“Hold on honey,” said Syed Rizwan Farook, who had just murdered 14 of his co-workers, “let me go get my work phone in case they call me during our getaway”
That’s the logic the FBI is now peddling to reporters who are copping onto what was clear from the start: that there was never going to be anything of interest on Farook’s phone. After all, they’re suggesting geolocation data on the phone (some of which would be available from Verizon) might explain the 18 minutes of the day of the attack the FBI has yet to piece together.
For instance, geolocation data found on the phone might yet yield clues into the movements of the shooters in the days and weeks before the attack, officials said. The bureau is also trying to figure out what the shooters did in an 18-minute period following the shooting.
Farook drove a SUV to the attack and was killed in the same SUV. To suggest his work phone, which was found in a Lexus at his house, might have useful geolocation data about the day of the attack would suggest he made a special trip to the car to leave his phone in it and turned it off afterwards (if we really believe it was off and not just drained when the FBI found it the day after the attack).
Hold on honey, let me go place my work phone in the Lexus.
Similarly, it is nonsensical to suggest the phone would yield evidence of ties with foreign terrorists.
The FBI has found no links to foreign terrorists on the iPhone of a San Bernardino, Calif., terrorist but is still hoping that an ongoing analysis could advance its investigation into the mass shooting in December, U.S. law enforcement officials said.
They’ve had the metadata from the phone since December 6, at the latest. That’s what would show ties with foreign terrorists, if Farook had been so stupid as to plot a terrorist attack against his colleagues on his work phone, to which his employer had significant access.
Finally, reporters should stop repeating the FBI’s claim that Farook turned off his backups.
In particular, the bureau wanted to know if there was data on the phone that was not backed up in Apple’s servers. Farook had stopped backing up the phone to those servers in October, six weeks before the attack.
The government has actually never said that in sworn declarations. Rather, their forensics guy, Christopher Pluhar, asserted only that Farook may have turned them off.

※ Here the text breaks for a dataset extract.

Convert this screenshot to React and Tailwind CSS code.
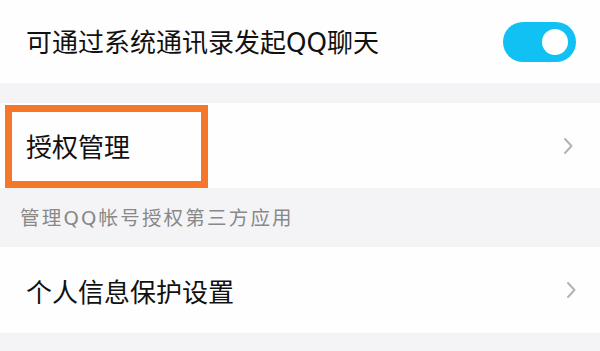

Importantly, the most recent backup is dated October 19, 2015, which indicates to me that Farook may have disabled the automatic iCloud backup feature associated with the SUBJECT DEVICE. I believe this because I have been told by SBCDPH that it was turned on when it was given to him, and the backups prior to October 19, 2015 were with almost weekly regularity. [my emphasis]
But if he did, he was a damned incompetent terrorist, because — as Jonathan Zdziarski, who is quoted in this article, pointed out — at the same screen he would have used to turn off the iCloud backup, he could have also deleted all his prior backups, which we know he didn’t do.
- Find my iPhone is still active on the phone (search by serial number), so why would a terrorist use a phone he knew was tracking him? Obviously he wouldn’t. The Find-my-iPhone feature is on the same settings screen as the iCloud backup feature, so if he had disabled backups, he would have definitely known the phone was being tracked. But the argument that Farook intentionally disabled iCloud backup does not hold water, since he would have turned off Find-my-iPhone as well.
- In addition to leaving Find-my-iPhone on, the option to delete all prior backups (which include iMessage history and other content) is also on the same settings screen as the option to disable iCloud backups. If Farook was trying to cover up evidence of leads, he would have also deleted the existing backups that were there. By leaving the iCloud backup data, we know that Farook likely did not use the device to talk to any leads prior to October 19.
We also know from a supplemental Pluhar declaration that Farook had not activated the remote-wipe function, which he also would have done if he were a smart terrorist trying to cover his tracks.
Finally, Apple’s Privacy Manager, as Erik Neuwenschander demonstrated, Pluhar didn’t know what the fuck he was talking about with regards to backups.
Agent Pluhar also makes incorrect claims in paragraph 10(b). Agent Pluhar claims that exemplar iPhones that were used as restore targets for the iCloud backups on the subject device “showed that … iCloud back-ups for ‘Mail,’ ‘Photos,’ and ‘Notes’ were all turned off on the subject device.” This is false because it is not possible. Agent Pluhar was likely looking at the wrong screen on the device. Specifically, he was not looking at the settings that govern the iCloud backups. It is the iCloud backup screen that governs what is backed up to iCloud. That screen has no “on” and “off” options for “Mail,” “Photos,” or “Notes.
Zdziarski offers another possible explanation for the lack of backups on Farook’s phone, so there are other possible explanations.
iCloud backups could have ceased for a number of reasons, including a software update that was released on October 21, just two days after the last backup, or due to iCloud storage filling up.
The point is, we don’t know, and it’s not even clear Pluhar would know how to check. So given all that other evidence suggesting Farook may not have turned off his backups, journalists probably should not claim, as fact, he did.
Of course, that claim is really just a subset of the larger set of the bullshit FBI has fed us about the phone. It’d really be nice if people stopped taking their bullshit claims seriously, as so few of the past ones have held up.